Aug 25 2014
Politics of Parenting: How Work Scheduling Technology Wreak Havoc on Family Routines
The global coffeehouse chain Starbucks recently announced it would reconsider its work scheduling policies for the 130,000 baristas. A company spokesperson said Starbucks wanted to address concerns over “stability and consistency,” for its workers. The announcement came ostensibly in response to a major profile of a Starbucks barista and mother Jeannette Navarro in the New York Times.
The Times’ Jodi Kantor drew an intimate portrait of how Navarro struggles to balance unpredictable work hours with her duties as a mother to her 4 year old son. Kantor writes that “Navarro is at the center of a new collision that pits sophisticated workplace technology against some fundamental requirements of parenting, with particularly harsh consequences for poor single mothers.”

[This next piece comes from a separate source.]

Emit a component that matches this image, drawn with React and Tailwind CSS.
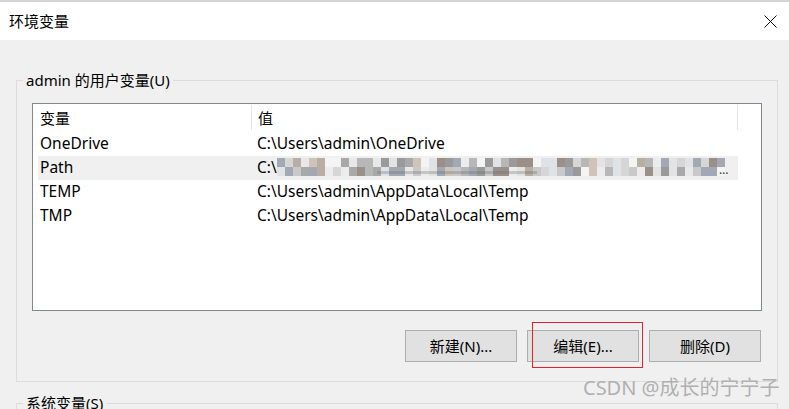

In a nutshell, most corporations that rely on shift work these days use sophisticated software to determine the hours of its employees, maximizing staff at peak hours, and minimizing them during lulls. The software is so sensitive, it accounts for weather and holidays. What that does of course, in the words of Kantor, is to “inject[t] turbulence into parents’ routines and personal relationships, undermining efforts to expand preschool access, driving some mothers out of the work force and redistributing some of the uncertainty of doing business from corporations to families.”
GUEST: Jodi Kantor, Washington correspondent for the New York Times and author of the book, The Obamas. Her lengthy article in the New York Times is entitled “Working Anything But 9 to 5.”
One Response to “Politics of Parenting: How Work Scheduling Technology Wreak Havoc on Family Routines”
The othrr side of the coin is the pressure this places on other employees who have to fill in.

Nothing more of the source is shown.